An Indian scholar described power as ‘a desolating pestilence’, meaning that power can be an instrument of censorship. Power is a cultural tool and the wy people relate to it is crucial for the development of the imagination, the mind, the heart, and the soul.

In Zimbabwe today, power is used as violence. Violence has become part of our culture. Violence opposes freedom but the human mind and heart need freedom if they are to bloom.

Ask George Mujajati about it. He is the most tortured writer in this country at the moment. He cannot sleep in peace in his own house. And the violence against him means he is supposed to fall silent, to disappear as it were. When local politicians announce death to those who do not support the ruling party, this is sad news for the imagination.

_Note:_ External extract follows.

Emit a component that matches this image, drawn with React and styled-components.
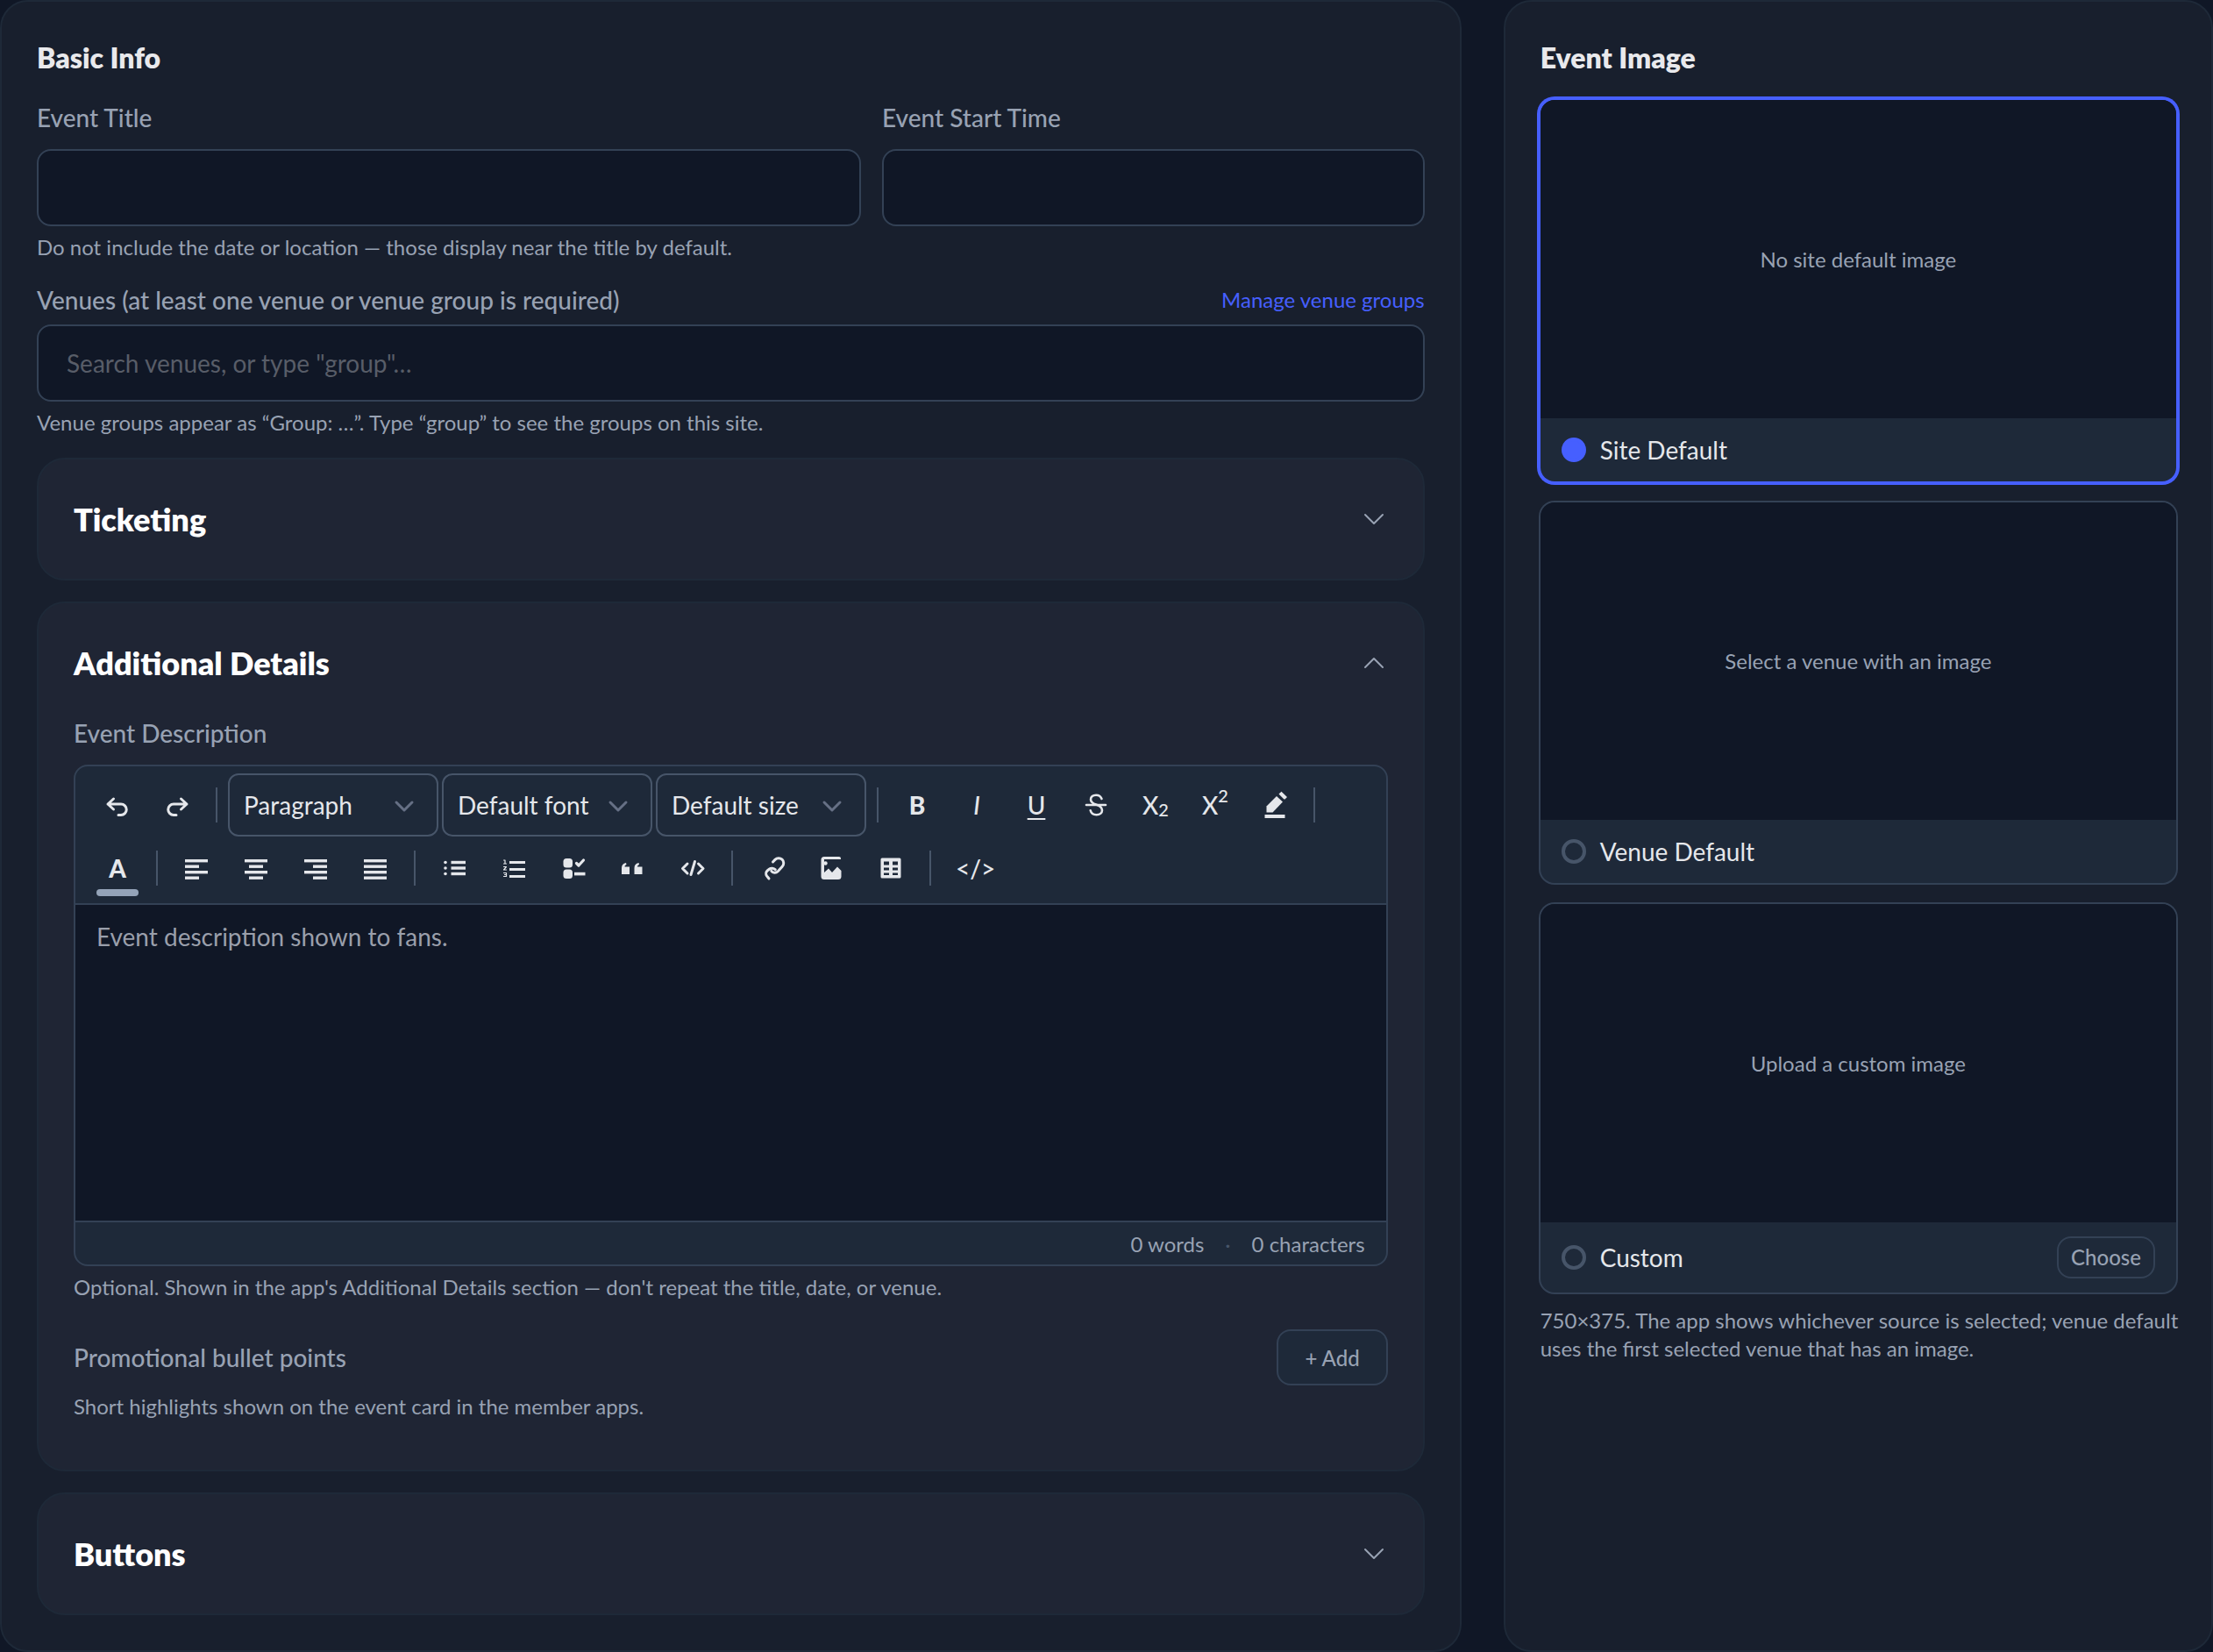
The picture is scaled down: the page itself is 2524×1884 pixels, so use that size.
import React, { useState } from 'react'

// Import styled
import styled, { createGlobalStyle, ThemeProvider } from 'styled-components';

// Import icons
import { HiOutlineChevronDown, HiOutlineChevronUp } from 'react-icons/hi2';

const theme = {
    page: '#101726',
    panel: '#181f2d',
    card: '#1f2534',
    raised: '#1e2939',
    line: '#334155',
    lineStrong: '#475569',
    edge: '#1e2938',
    primary: '#465fff',
    heading: '#e9e9ec',
    text: '#e5e7eb',
    muted: '#98a2b3',
    placeholder: '#585d68',
    icon: '#667085'
};

const GlobalStyle = createGlobalStyle`
    * {
        box-sizing: border-box;
    }

    body {
        margin: 0;
        background-color: ${ theme.page };
    }

    body, button, input, select, textarea {
        font-family: Lato, 'Liberation Sans', sans-serif;
    }

    h2, h3, p, fieldset {
        margin: 0;
        padding: 0;
        border: 0;
        min-width: 0;
    }
`;

const Page = styled.main`
    display: grid;
    grid-template-columns: repeat(12, minmax(0, 1fr));
    column-gap: 48px;
    min-height: 100vh;
`;

const Panel = styled.section`
    grid-column: span ${ props => props.$span };
    display: flex;
    flex-direction: column;
    gap: 24px;
    padding: 40px;
    border: 2px solid ${ props => props.theme.edge };
    border-radius: 32px;
    background-color: ${ props => props.theme.panel };
`;

const PanelTitle = styled.h2`
    color: ${ props => props.theme.heading };
    font-size: 32px;
    line-height: 48px;
    font-weight: 800;
`;

const FieldGrid = styled.div`
    display: grid;
    grid-template-columns: repeat(5, minmax(0, 1fr));
    column-gap: 24px;
`;

const Field = styled.div`
    grid-column: span ${ props => props.$span || 1 };
    display: flex;
    flex-direction: column;
`;

const FieldHeader = styled.div`
    display: flex;
    align-items: center;
    justify-content: space-between;
    margin-bottom: ${ props => props.$tight ? '8px' : '16px' };
`;

const Label = styled.label`
    color: ${ props => props.theme.muted };
    font-size: 28px;
    line-height: 40px;
    font-weight: 500;
`;

const TextLink = styled.a`
    color: ${ props => props.theme.primary };
    font-size: 24px;
    line-height: 32px;
    text-decoration: none;
`;

const TextInput = styled.input`
    width: 100%;
    height: 88px;
    padding: 0 32px;
    border: 2px solid ${ props => props.theme.line };
    border-radius: 16px;
    background-color: ${ props => props.theme.page };
    color: ${ props => props.theme.text };
    font-size: 28px;

    &::placeholder {
        color: ${ props => props.theme.placeholder };
        opacity: 1;
    }
`;

const Help = styled.p`
    margin-top: 8px;
    color: ${ props => props.theme.muted };
    font-size: 24px;
    line-height: 32px;
`;

const Card = styled.section`
    padding: 40px;
    border: 2px solid ${ props => props.theme.edge };
    border-radius: 32px;
    background-color: ${ props => props.theme.card };
`;

const CardToggle = styled.button`
    display: flex;
    align-items: center;
    justify-content: space-between;
    width: 100%;
    height: 56px;
    padding: 0;
    border: 0;
    background: none;
    color: white;
    font-size: 36px;
    font-weight: 800;
    cursor: pointer;

    svg {
        width: 32px;
        height: 32px;
        color: ${ props => props.theme.muted };
    }
`;

const CardBody = styled.div`
    padding: 32px 0 16px;
`;

const Editor = styled.div`
    overflow: hidden;
    border: 2px solid ${ props => props.theme.line };
    border-radius: 16px;
    background-color: ${ props => props.theme.raised };
`;

const Toolbar = styled.div`
    display: flex;
    flex-wrap: wrap;
    align-items: center;
    gap: 4px;
    padding: 8px 16px;
`;

const Separator = styled.span`
    width: 2px;
    height: 40px;
    margin: 0 8px;
    background-color: ${ props => props.theme.lineStrong };
`;

const ToolButton = styled.button`
    display: flex;
    align-items: center;
    justify-content: center;
    min-width: 64px;
    height: 64px;
    padding: 0 16px;
    border: 0;
    border-radius: 8px;
    background: none;
    color: ${ props => props.theme.text };
    font-size: 28px;
    line-height: 32px;
    font-weight: ${ props => props.$bold ? 900 : 500 };
    font-style: ${ props => props.$italic ? 'italic' : 'normal' };
    text-decoration: ${ props => props.$line || 'none' };
    text-underline-offset: 4px;
    cursor: pointer;

    sub, sup {
        font-size: 20px;
        line-height: 0;
    }

    sub {
        vertical-align: -2px;
    }

    sup {
        vertical-align: 14px;
    }

    svg {
        flex: none;
        width: 32px;
        height: 32px;
    }
`;

const ColorButton = styled(ToolButton)`
    flex-direction: column;
    justify-content: flex-end;
    gap: 8px;
    padding: 0 8px;

    &::after {
        content: '';
        width: 48px;
        height: 8px;
        border-radius: 4px;
        background-color: #94a3b8;
    }
`;

const SelectWrap = styled.div`
    position: relative;

    svg {
        position: absolute;
        top: 22px;
        right: 24px;
        width: 30px;
        height: 30px;
        color: ${ props => props.theme.icon };
        pointer-events: none;
    }
`;

const Select = styled.select`
    appearance: none;
    width: 240px;
    height: 72px;
    padding: 0 56px 0 16px;
    border: 2px solid ${ props => props.theme.lineStrong };
    border-radius: 12px;
    background-color: transparent;
    color: ${ props => props.theme.text };
    font-size: 28px;
`;

const EditorText = styled.textarea`
    display: block;
    width: 100%;
    height: 364px;
    padding: 16px 24px;
    border: 0;
    border-top: 2px solid ${ props => props.theme.line };
    border-bottom: 2px solid ${ props => props.theme.line };
    background-color: ${ props => props.theme.page };
    color: ${ props => props.theme.text };
    font-size: 28px;
    line-height: 40px;
    resize: none;

    &::placeholder {
        color: #9a9fab;
        opacity: 1;
    }
`;

const EditorFooter = styled.div`
    display: flex;
    align-items: center;
    justify-content: flex-end;
    gap: 24px;
    height: 48px;
    padding: 0 24px;
    color: ${ props => props.theme.muted };
    font-size: 24px;

    i {
        color: ${ props => props.theme.lineStrong };
        font-style: normal;
    }
`;

const BulletRow = styled.div`
    display: flex;
    align-items: center;
    justify-content: space-between;
    margin-top: 32px;
    color: ${ props => props.theme.muted };
    font-size: 28px;
    font-weight: 500;
`;

const SmallButton = styled.button`
    height: ${ props => props.$compact ? '48px' : '64px' };
    padding: 0 ${ props => props.$compact ? '14px' : '30px' };
    border: 2px solid ${ props => props.theme.line };
    border-radius: 16px;
    background-color: ${ props => props.theme.raised };
    color: ${ props => props.theme.muted };
    font-size: 24px;
    font-weight: 500;
    cursor: pointer;
`;

const ImageOptions = styled.fieldset`
    display: flex;
    flex-direction: column;
    gap: 24px;
`;

// The note runs slightly past the cards on the right
const ImageNote = styled(Help)`
    margin: 16px -8px 0 0;
`;

const ImageOption = styled.div`
    overflow: hidden;
    border-radius: 16px;
    background-color: ${ props => props.theme.raised };
    box-shadow: ${ props => props.$active ? `0 0 0 4px ${ props.theme.primary }` : `0 0 0 2px ${ props.theme.line }` };
`;

const Preview = styled.div`
    display: flex;
    align-items: center;
    justify-content: center;
    aspect-ratio: 2 / 1;
    background-color: ${ props => props.theme.page };
    color: ${ props => props.theme.muted };
    font-size: 24px;
`;

const OptionFooter = styled.div`
    display: flex;
    align-items: center;
    justify-content: space-between;
    padding: 16px 24px;

    label {
        display: flex;
        align-items: center;
        gap: 16px;
        color: ${ props => props.theme.text };
        font-size: 28px;
        line-height: 40px;
    }
`;

const Radio = styled.input`
    appearance: none;
    width: 28px;
    height: 28px;
    margin: 0;
    border: 4px solid ${ props => props.theme.lineStrong };
    border-radius: 50%;

    &:checked {
        border-color: ${ props => props.theme.primary };
        background-color: ${ props => props.theme.primary };
    }
`;

const Icon = ({ children, solid }) => (
    <svg
        viewBox='0 0 32 32'
        fill={solid ? 'currentColor' : 'none'}
        stroke={solid ? 'none' : 'currentColor'}
        strokeWidth='3'
        strokeLinecap='round'
        strokeLinejoin='round'
        aria-hidden='true'
    >
        {children}
    </svg>
);

// Start and width of each of the four bars of an alignment icon
const alignments = {
    'Align left': [[3, 26], [3, 16], [3, 26], [3, 16]],
    'Align center': [[3, 26], [8, 16], [3, 26], [8, 16]],
    'Align right': [[3, 26], [13, 16], [3, 26], [13, 16]],
    'Justify': [[3, 26], [3, 26], [3, 26], [3, 26]]
};

const ToolSelect = ({ label }) => (
    <SelectWrap>
        <Select aria-label={label}>
            <option>{label}</option>
        </Select>
        <svg viewBox='0 0 30 30' fill='none' stroke='currentColor' strokeWidth='3' strokeLinecap='round' strokeLinejoin='round' aria-hidden='true'>
            <path d='M6 11l9 9 9-9' />
        </svg>
    </SelectWrap>
);

const EditorToolbar = () => (
    <Toolbar role='toolbar' aria-label='Formatting'>
        <ToolButton aria-label='Undo'>
            <Icon><path d='M11.500 9 5 15l6.500 6M5 15h15a5.800 5.800 0 0 1 0 12.500h-3' /></Icon>
        </ToolButton>
        <ToolButton aria-label='Redo'>
            <Icon><path d='M20.500 9 27 15l-6.500 6M27 15H12a5.800 5.800 0 0 0 0 12.500h3' /></Icon>
        </ToolButton>
        <Separator />
        <ToolSelect label='Paragraph' />
        <ToolSelect label='Default font' />
        <ToolSelect label='Default size' />
        <Separator />
        <ToolButton $bold aria-label='Bold'>B</ToolButton>
        <ToolButton $italic aria-label='Italic'>I</ToolButton>
        <ToolButton $line='underline' aria-label='Underline'>U</ToolButton>
        <ToolButton aria-label='Strikethrough'>
            <Icon>
                <path d='M22.500 9c-1-2.700-3.200-4.300-6.400-4.300-3.600 0-6.100 2-6.100 5 0 2.600 1.600 4.300 6 5.800 5 1.600 7 3.500 7 6.400 0 3.100-2.600 5.300-6.500 5.300-3.500 0-6-1.800-6.800-4.900' strokeWidth='2.600' />
                <path d='M5 16h22' strokeWidth='2.600' />
            </Icon>
        </ToolButton>
        <ToolButton aria-label='Subscript'><span>X<sub>2</sub></span></ToolButton>
        <ToolButton aria-label='Superscript'><span>X<sup>2</sup></span></ToolButton>
        <ToolButton aria-label='Highlight'>
            <Icon solid>
                <path d='M6.500 24.500v-7L18 6l7 6.500-11.500 12z' />
                <path d='M20.500 3.500 23.500.8 30 7l-2.500 2.500c-1 0-1.700-.4-2.300-1.300z' />
                <rect x='4.500' y='27' width='23' height='4' />
            </Icon>
        </ToolButton>
        <Separator />
        <ColorButton $bold aria-label='Text color'>A</ColorButton>
        <Separator />
        {Object.keys(alignments).map(name => (
            <ToolButton key={name} aria-label={name}>
                <Icon solid>
                    {alignments[name].map(([x, width], i) => (
                        <rect key={i} x={x} y={6 + i * 6.5} width={width} height='3.400' />
                    ))}
                </Icon>
            </ToolButton>
        ))}
        <Separator />
        <ToolButton aria-label='Bulleted list'>
            <Icon solid>
                {[9.5, 16, 22.5].map(y => (
                    <g key={y}>
                        <circle cx='6' cy={y} r='1.800' />
                        <rect x='12.500' y={y - 1.7} width='16.500' height='3.400' />
                    </g>
                ))}
            </Icon>
        </ToolButton>
        <ToolButton aria-label='Numbered list'>
            <Icon>
                <path d='M4.500 7H6v4M4.500 11h3M4.500 14.500h3l-3 3.500h3M4.500 21.500h3v4h-3M5.500 23.500h2' strokeWidth='1.200' />
                <path d='M12.500 9.500h15M12.500 17.500h15M12.500 25.500h15' strokeLinecap='square' />
            </Icon>
        </ToolButton>
        <ToolButton aria-label='Checklist'>
            <Icon solid>
                <rect x='4.500' y='5' width='10.500' height='10.500' rx='3.500' />
                <rect x='4.500' y='17.500' width='10.500' height='10.500' rx='3.500' />
                <path d='M19.500 10.500 22 13l5.500-6' fill='none' stroke='currentColor' strokeWidth='3.200' />
                <rect x='17' y='20.800' width='12.500' height='3.600' />
            </Icon>
        </ToolButton>
        <ToolButton aria-label='Quote'>
            <Icon solid>
                <path d='M3 23v-7c0-3.400 1.700-5.500 5-6l.5 2c-1.300.5-2 1.400-2 2.500H12V23z' />
                <path d='M17.500 23v-7c0-3.400 1.700-5.500 5-6l.5 2c-1.300.5-2 1.400-2 2.500h5.500V23z' />
            </Icon>
        </ToolButton>
        <ToolButton aria-label='Code'>
            <Icon>
                <path d='M10 11l-5.500 5.500L10 22M22.500 11l5.500 5.500-5.500 5.500M18.500 8.500l-4.500 15' />
            </Icon>
        </ToolButton>
        <Separator />
        <ToolButton aria-label='Link'>
            <Icon>
                <path d='M17.500 9 20 6.400a5.600 5.600 0 0 1 8.200 7.800l-5 5.500c-2.200 2.300-5.700 2-7.400-.4' />
                <path d='M13 28l-2.500-3.200a4.500 4.500 0 0 1 .9-6.100l1.900-1.500c2-1.600 5.300-1.400 7 .6' />
            </Icon>
        </ToolButton>
        <ToolButton aria-label='Image'>
            <Icon solid>
                <path d='M27 6V5a2 2 0 0 0-2-2H8a3.500 3.500 0 0 0-3.500 3.500v19A3.500 3.500 0 0 0 8 29h16a3.500 3.500 0 0 0 3.500-3.500V19L23 14.500l-6 6.500-4-4.500L8 21V6z' />
                <circle cx='9.500' cy='10.500' r='2.200' />
            </Icon>
        </ToolButton>
        <ToolButton aria-label='Table'>
            <Icon solid>
                <path
                    fillRule='evenodd'
                    d='M6 4.500h20A1.500 1.500 0 0 1 27.500 6v20a1.500 1.500 0 0 1-1.500 1.500H6A1.500 1.500 0 0 1 4.500 26V6A1.500 1.500 0 0 1 6 4.500zM8 8.500v4h6v-4zM18 8.500v4h6v-4zM8 15.500v3h6v-3zM18 15.500v3h6v-3zM8 21.500v2.500h6v-2.500zM18 21.500v2.500h6v-2.500z'
                />
            </Icon>
        </ToolButton>
        <Separator />
        <ToolButton aria-label='HTML source'>{'</>'}</ToolButton>
    </Toolbar>
);

const CollapsibleCard = ({ title, defaultOpen = false, children }) => {
    const [open, setOpen] = useState(defaultOpen);

    return (
        <Card>
            <h3>
                <CardToggle aria-expanded={open} onClick={() => setOpen(!open)}>
                    {title}
                    {open ? <HiOutlineChevronUp /> : <HiOutlineChevronDown />}
                </CardToggle>
            </h3>
            {open && children && <CardBody>{children}</CardBody>}
        </Card>
    );
};

const imageSources = [
    { id: 'site', label: 'Site Default', empty: 'No site default image' },
    { id: 'venue', label: 'Venue Default', empty: 'Select a venue with an image' },
    { id: 'custom', label: 'Custom', empty: 'Upload a custom image' }
];

const EventImage = () => {
    const [source, setSource] = useState('site');

    return (
        <Panel $span={4}>
            <PanelTitle>Event Image</PanelTitle>
            <div>
                <ImageOptions aria-label='Event Image'>
                    {imageSources.map(({ id, label, empty }) => (
                        <ImageOption key={id} $active={source === id}>
                            <Preview>{empty}</Preview>
                            <OptionFooter>
                                <label>
                                    <Radio type='radio' name='image-source' checked={source === id} onChange={() => setSource(id)} />
                                    {label}
                                </label>
                                {id === 'custom' && <SmallButton $compact>Choose</SmallButton>}
                            </OptionFooter>
                        </ImageOption>
                    ))}
                </ImageOptions>
                <ImageNote>
                    750×375. The app shows whichever source is selected; venue default uses the first selected venue that has an image.
                </ImageNote>
            </div>
        </Panel>
    );
};

const App = () => (
    <ThemeProvider theme={theme}>
        <GlobalStyle />
        <Page>
            <Panel $span={8}>
                <PanelTitle>Basic Info</PanelTitle>
                <FieldGrid>
                    <Field $span={3}>
                        <FieldHeader><Label htmlFor='title'>Event Title</Label></FieldHeader>
                        <TextInput id='title' />
                        <Help>Do not include the date or location — those display near the title by default.</Help>
                    </Field>
                    <Field $span={2}>
                        <FieldHeader><Label htmlFor='start'>Event Start Time</Label></FieldHeader>
                        <TextInput id='start' />
                    </Field>
                </FieldGrid>
                <Field>
                    <FieldHeader $tight>
                        <Label htmlFor='venues'>Venues (at least one venue or venue group is required)</Label>
                        <TextLink href='#groups'>Manage venue groups</TextLink>
                    </FieldHeader>
                    <TextInput id='venues' placeholder='Search venues, or type "group"…' />
                    <Help>Venue groups appear as “Group: …”. Type “group” to see the groups on this site.</Help>
                </Field>
                <CollapsibleCard title='Ticketing' />
                <CollapsibleCard title='Additional Details' defaultOpen>
                    <FieldHeader><Label htmlFor='description'>Event Description</Label></FieldHeader>
                    <Editor>
                        <EditorToolbar />
                        <EditorText id='description' placeholder='Event description shown to fans.' />
                        <EditorFooter>
                            <span>0 words</span>
                            <i>·</i>
                            <span>0 characters</span>
                        </EditorFooter>
                    </Editor>
                    <Help>Optional. Shown in the app's Additional Details section — don't repeat the title, date, or venue.</Help>
                    <BulletRow>
                        <span>Promotional bullet points</span>
                        <SmallButton>+ Add</SmallButton>
                    </BulletRow>
                    <Help>Short highlights shown on the event card in the member apps.</Help>
                </CollapsibleCard>
                <CollapsibleCard title='Buttons' />
            </Panel>
            <EventImage />
        </Page>
    </ThemeProvider>
);

export default App;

Religion can also be used as an instrument of censorship. The religious sometimes have the audacity to think that everyone must see the world as they see it themselves. Anybody who does not share their beliefs is considered a heathen, a devil, and thus the literary imagination is controlled. For, censorship has to do with controlling the imaginations and products of other people’s imagination in an attempt to make the world uniform, mono-cultural, and mono-everything else.

We can talk of language as censorship because it is an instrument of life. Language tends to be harnessed by those who think they own the social imagination. Language is culture and culture Is communication. Silence is not culture. Without communication, all the doors of human existence and human exchange are closed and locked, as Mujajati says in The Sun Will Rise Again. ‘Culture is an instrument of aspiration and dream. Within it, the dreams of the ordinary person may live or die.’

Violence inflected on people can mean the death of creativity.